The importance of McAllister in the context of construction actions is evident. The costs incurred by a party in complex, protracted litigation can often extend into the hundreds of thousands of dollars and can easily exceed the level of costs granted under Schedule C, even under the highest tariff level. By establishing a benchmark of 40-50% indemnity for incurred costs, the Alberta Court of Appeal has clarified both the level of risk involved in pursuing or defending a claim without merit, as well as the degree to which a successful party can expect to be compensated at the end of the day. In addition to hopefully instilling within certain parties the desire to forgo unmeritorious actions or defences at the outset, it may also serve to encourage parties to minimize unnecessary steps in litigation and achieve an earlier resolution of issues, to the benefit of all parties.

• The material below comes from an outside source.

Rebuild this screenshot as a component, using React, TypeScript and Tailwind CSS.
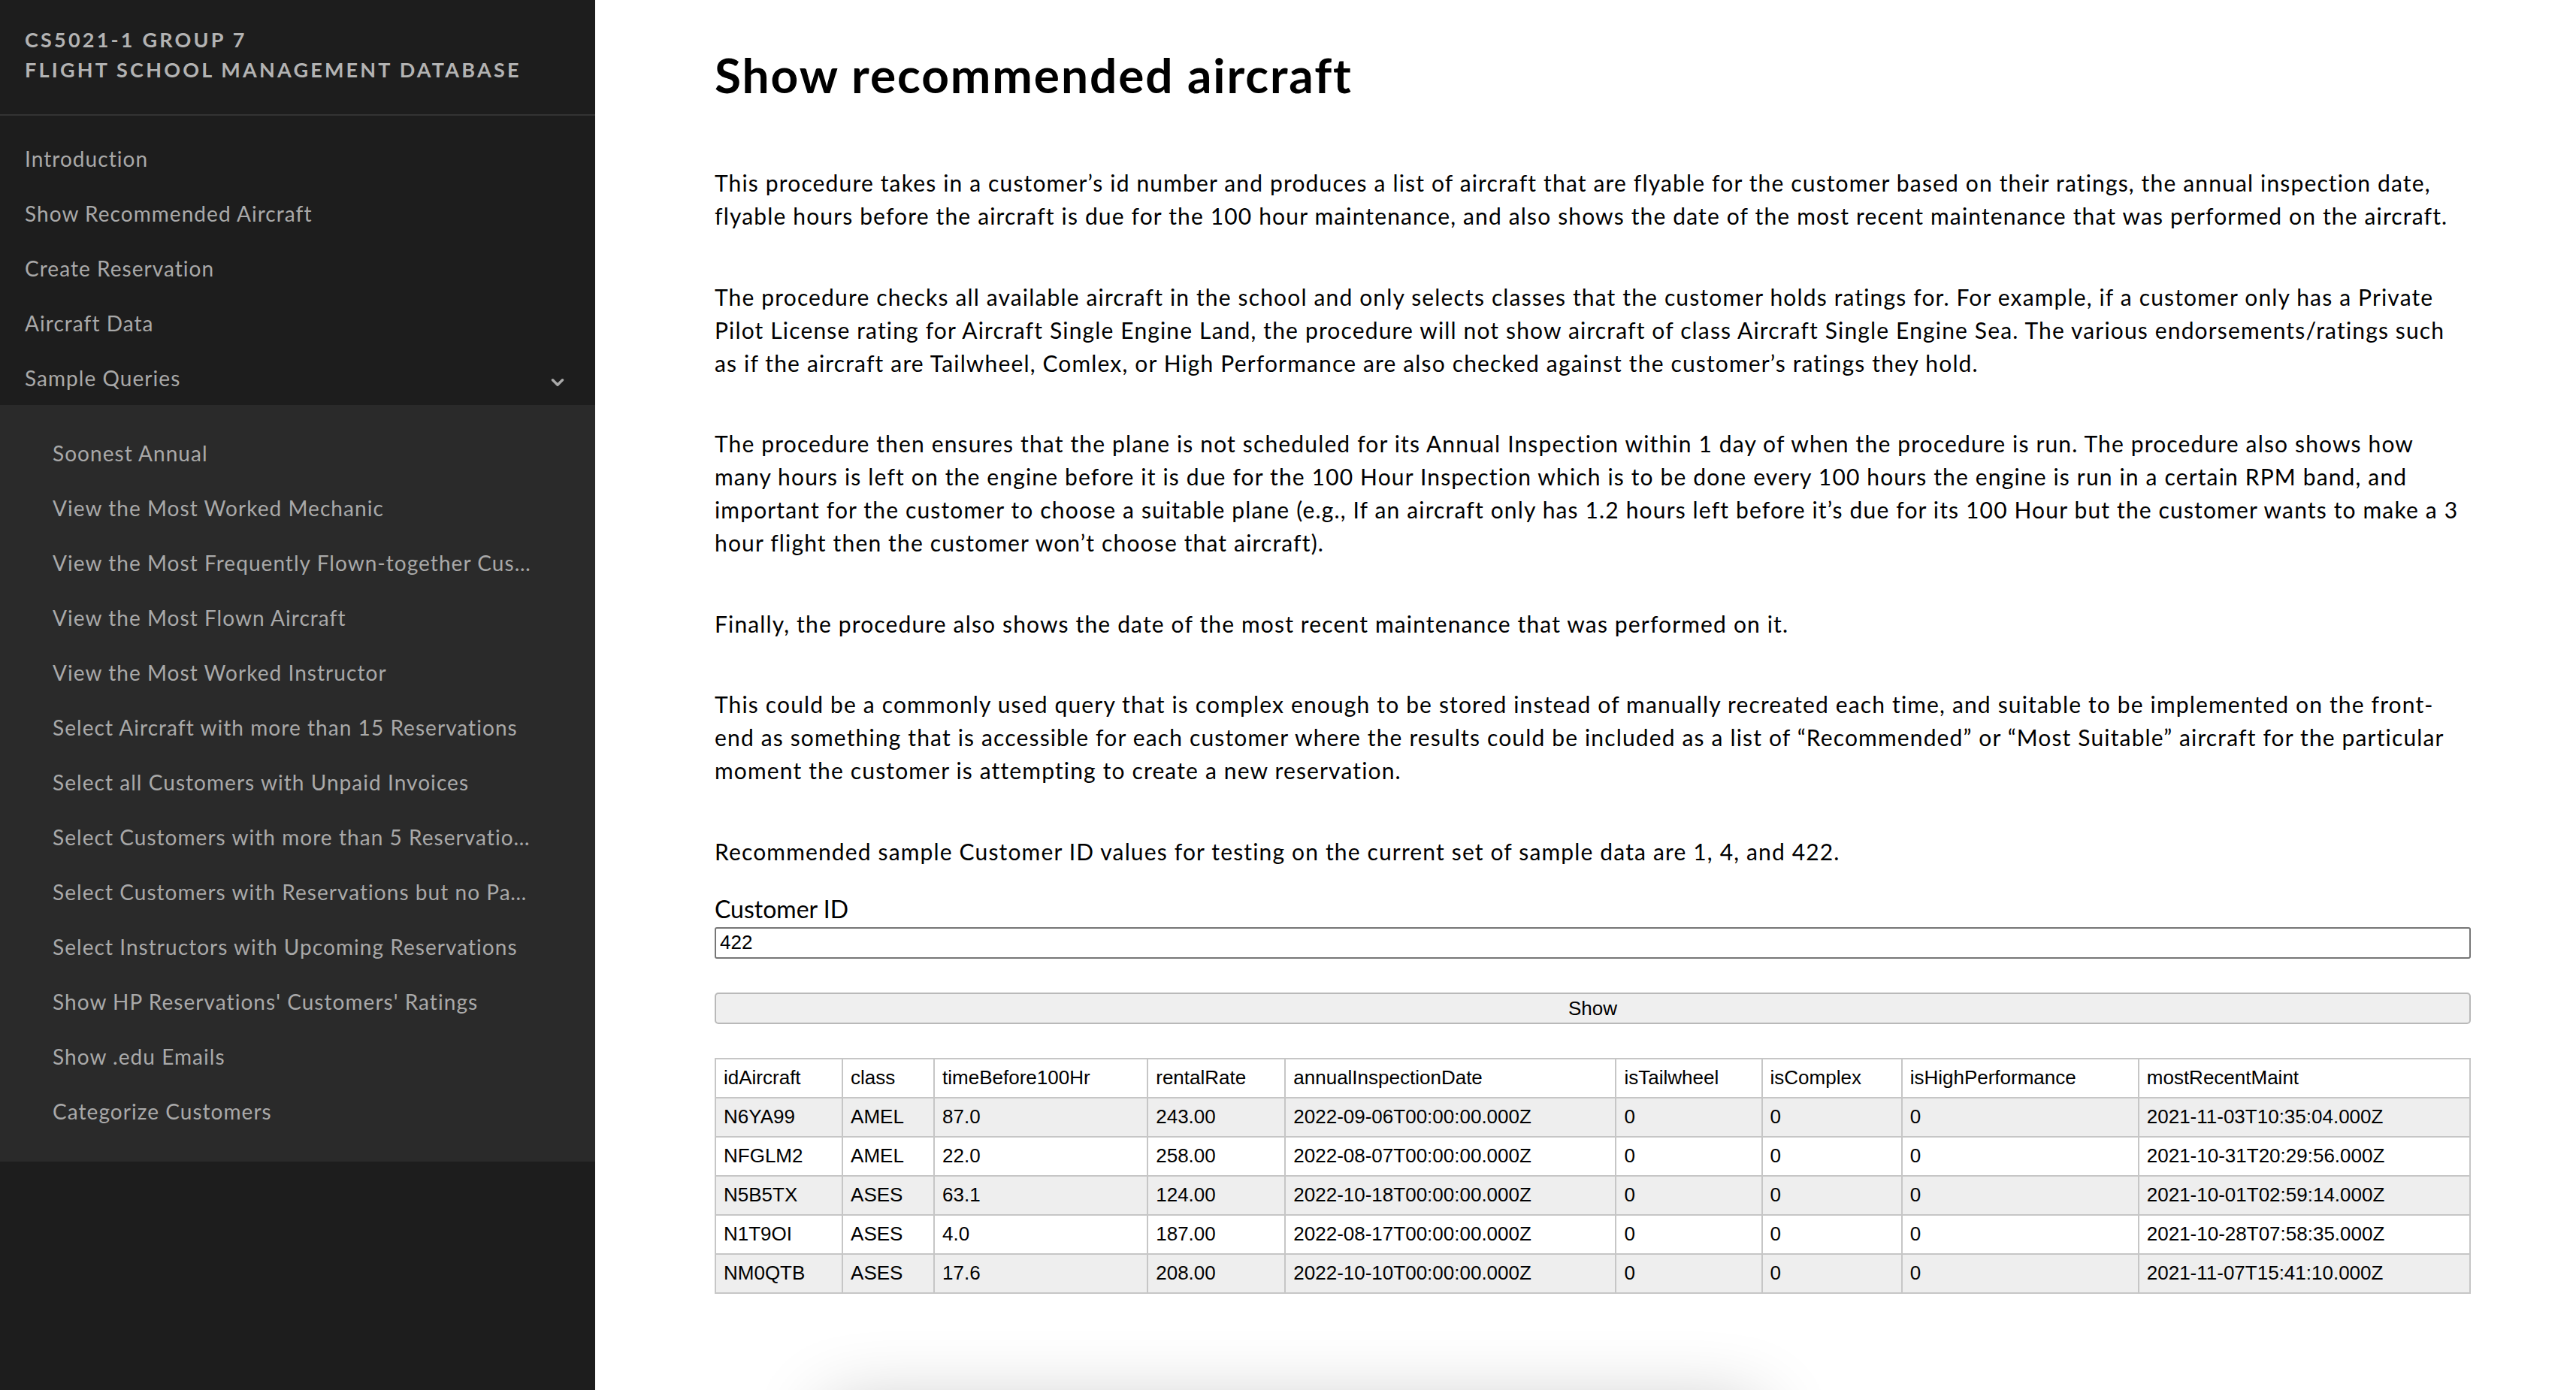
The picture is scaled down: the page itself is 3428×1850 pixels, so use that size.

Lastly, with some degree of forethought and negotiation, parties can avoid the uncertainty of relying on a Court to determine costs by including a provision regarding costs in their contract. Absent conduct that a Court would consider to be improper or oppressive, an agreement between parties as to who will pay costs, and the quantum of such costs, is enforceable and takes precedence over the decision of the Court.[1] Examples of such a contractual provision include specifying that each party will bear its own costs or that one of the parties will pay for solicitor-client full indemnity costs depending on the nature of the issue.
[1] Marzetti v Marzetti, [1991] A.J. No. 768 (Q.B.) at para. 8; Servus Credit Union Ltd. v Waylan Mechanical Ltd., 2010 ABQB 276 at paras. 2-14.